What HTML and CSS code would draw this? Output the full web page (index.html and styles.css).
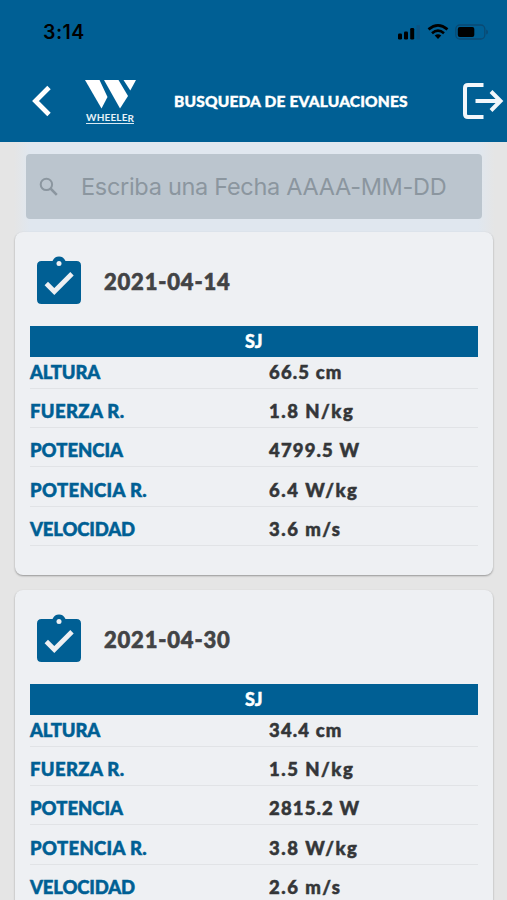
FILE: index.html
```html
<!DOCTYPE html>
<html lang="es">
<head>
<meta charset="utf-8">
<title>Busqueda de evaluaciones</title>
<link rel="stylesheet" href="styles.css">
</head>
<body>
<svg class="symbols" width="0" height="0" aria-hidden="true">
  <symbol id="clipboard" viewBox="0 0 44 48">
    <path fill="#005f94" d="M4.500 5H15.500C17 1.800 19 .4 22 .4S27 1.800 28.500 5H39.500Q44 5 44 9.500V43.500Q44 48 39.500 48H4.500Q0 48 0 43.500V9.500Q0 5 4.500 5Z"/>
    <circle cx="22" cy="7.500" r="2.500" fill="#eef0f3"/>
    <path d="M9.300 27.500L17.300 35.500L35 17.800" fill="none" stroke="#eef0f3" stroke-width="4.800"/>
  </symbol>
</svg>
<header class="header">
  <div class="status">
    <span class="clock">3:14</span>
    <svg class="indicators" width="92" height="18" viewBox="0 0 92 18">
      <rect x="2" y="10.500" width="4" height="6" rx="1.300"/><rect x="8" y="8.500" width="4" height="8" rx="1.300"/><rect x="14.200" y="5" width="4" height="11.500" rx="1.300"/><rect x="20.500" y="2" width="3.500" height="14.500" rx="1" fill="#0b5585"/>
      <g fill="none" stroke="#000" stroke-width="2.700"><path d="M32.500 6.400Q42 -1.500 51.500 6.400"/><path d="M36 10.200Q42 5.200 48 10.200"/></g>
      <path d="M38.700 12.600Q42 9.800 45.300 12.600L42 16Z"/>
      <rect x="59.800" y="2" width="29" height="14" rx="4" fill="none" stroke="#0a4a73" stroke-width="1.300"/>
      <rect x="61.800" y="4" width="16.500" height="10" rx="2"/><path d="M90.200 6.500Q92 7 92 9T90.200 11.500Z" fill="#0a4a73"/>
    </svg>
  </div>
  <div class="toolbar">
    <svg class="back" width="20" height="32" viewBox="0 0 20 32"><path d="M18 2.500L4.500 16L18 29.500" fill="none" stroke="#fff" stroke-width="4.800"/></svg>
    <div class="brand">
      <svg width="52" height="29" viewBox="0 0 52 29" fill="#fff"><path d="M0 0H14.500L22.500 17L16.500 28.500Z"/><path d="M19 0H33.500L43 16L35 28.500Z"/><path d="M38.500 0H51L45.300 10.500Z"/></svg>
      <div class="brand-name">WHEELE<span>R</span></div>
    </div>
    <h1 class="title">BUSQUEDA DE EVALUACIONES</h1>
    <svg class="logout" width="41" height="36" viewBox="0 0 41 36" fill="none" stroke="#f2f7fb" stroke-width="4"><path d="M20.500 2H5Q2 2 2 5V31Q2 34 5 34H20.500"/><path d="M12.500 18H38M28 8.500L37.500 18L28 27.500"/></svg>
  </div>
</header>
<main class="content">
  <div class="search">
    <svg width="20" height="20" viewBox="0 0 20 20" fill="none" stroke="#8b969f" stroke-width="2"><circle cx="7.400" cy="7.400" r="5.700"/><path d="M11.500 11.500L17.800 17.800" stroke-width="2.500"/></svg>
    <span>Escriba una Fecha AAAA-MM-DD</span>
  </div>
  <article class="card">
    <div class="card-head"><svg width="44" height="48"><use href="#clipboard"/></svg><h2>2021-04-14</h2></div>
    <div class="test">SJ</div>
    <dl>
      <div><dt class="tight">ALTURA</dt><dd>66.5 cm</dd></div>
      <div><dt class="loose">FUERZA R.</dt><dd class="wide">1.8 N/kg</dd></div>
      <div><dt>POTENCIA</dt><dd>4799.5 W</dd></div>
      <div><dt class="loose">POTENCIA R.</dt><dd class="wide">6.4 W/kg</dd></div>
      <div><dt class="tight">VELOCIDAD</dt><dd class="wide">3.6 m/s</dd></div>
    </dl>
  </article>
  <article class="card">
    <div class="card-head"><svg width="44" height="48"><use href="#clipboard"/></svg><h2>2021-04-30</h2></div>
    <div class="test">SJ</div>
    <dl>
      <div><dt class="tight">ALTURA</dt><dd>34.4 cm</dd></div>
      <div><dt class="loose">FUERZA R.</dt><dd class="wide">1.5 N/kg</dd></div>
      <div><dt>POTENCIA</dt><dd>2815.2 W</dd></div>
      <div><dt class="loose">POTENCIA R.</dt><dd class="wide">3.8 W/kg</dd></div>
      <div><dt class="tight">VELOCIDAD</dt><dd class="wide">2.6 m/s</dd></div>
    </dl>
  </article>
</main>
</body>
</html>
```
FILE: styles.css
```css
* { box-sizing: border-box; }
body {
  margin: 0;
  width: 507px;
  height: 900px;
  overflow: hidden;
  background: #e5e5e5;
  font-family: Lato, sans-serif;
}
h1, h2, dl, dt, dd { margin: 0; }
svg { display: block; flex: none; }
.symbols { position: absolute; }
.header { height: 142px; background: #005f94; }
.status {
  display: flex;
  justify-content: space-between;
  align-items: center;
  height: 62px;
  padding: 1px 19px 0 43px;
}
.clock { font: 600 19.500px Inter, sans-serif; letter-spacing: .5px; color: #000; }
.toolbar { display: flex; align-items: flex-start; height: 80px; padding-left: 31px; }
.back { margin-top: 23px; }
.brand { width: 52px; margin: 18px 0 0 34px; }
.brand-name {
  width: 48px;
  height: 15px;
  margin: 0 0 0 1px;
  padding-top: 3px;
  border-bottom: 1px solid #d9e9f3;
  color: #e6f1f8;
  font: 700 10px/11px Lato, sans-serif;
  letter-spacing: .15px;
  white-space: nowrap;
}
.brand-name span { position: relative; top: 1px; }
.title {
  width: 250px;
  margin: 29px 0 0 37px;
  color: #fff;
  font-size: 15.500px;
  line-height: 20px;
  font-weight: 900;
  letter-spacing: .18px;
  -webkit-text-stroke: .4px;
  white-space: nowrap;
}
.logout { margin: 21px 0 0 39px; }
.content {
  display: flex;
  flex-direction: column;
  height: 758px;
  overflow: hidden;
  padding: 12px 14.500px 0 15px;
  background: linear-gradient(90deg, transparent 14px, #e0e7ef 30px, #e0e7ef 478px, transparent 495px) 0 0 / 100% 100px no-repeat;
}
.search {
  display: flex;
  flex: none;
  align-items: center;
  height: 65px;
  margin: 0 10.500px 13px 11px;
  padding-left: 13px;
  gap: 22px;
  border-radius: 4px;
  background: #bbc5ce;
  color: #8b969f;
  font: 400 23.500px Inter, sans-serif;
  letter-spacing: -.3px;
  white-space: nowrap;
}
.card {
  height: 343px;
  margin-bottom: 15px;
  padding: 24px 15px 0;
  border-radius: 8px;
  background: #eef0f3;
  box-shadow: 0 1px 2px rgba(0, 0, 0, .35);
  flex: none;
}
.card-head { display: flex; height: 70px; padding-left: 7px; gap: 23px; }
.card-head h2 {
  margin-top: 12px;
  color: #424345;
  font-size: 22px;
  line-height: 28px;
  font-weight: 900;
  letter-spacing: .8px;
  -webkit-text-stroke: .6px;
  white-space: nowrap;
}
.test {
  height: 31.300px;
  background: #005f94;
  color: #fff;
  font-size: 18px;
  line-height: 31px;
  font-weight: 900;
  text-align: center;
  -webkit-text-stroke: .4px;
}
dl > div {
  display: grid;
  grid-template-columns: 239px 1fr;
  align-items: end;
  height: 39.200px;
  padding-bottom: 4px;
  border-bottom: 1px solid #e1e3e6;
  font-size: 18.500px;
  line-height: 23px;
  font-weight: 900;
  -webkit-text-stroke: .5px;
  white-space: nowrap;
}
dl > div:first-child { height: 31.700px; }
dt { color: #005f94; }
dt.tight { letter-spacing: -.15px; }
dt.loose { letter-spacing: .35px; }
dd { color: #343638; letter-spacing: 1.150px; }
dd.wide { letter-spacing: 1.500px; }
```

▬▬▬▬▬▬

Scan the material above. Copy each line that holds the word "styles".

What HTML and CSS code would draw this? Output the full web page (index.html and styles.css).
<link rel="stylesheet" href="styles.css">
FILE: styles.css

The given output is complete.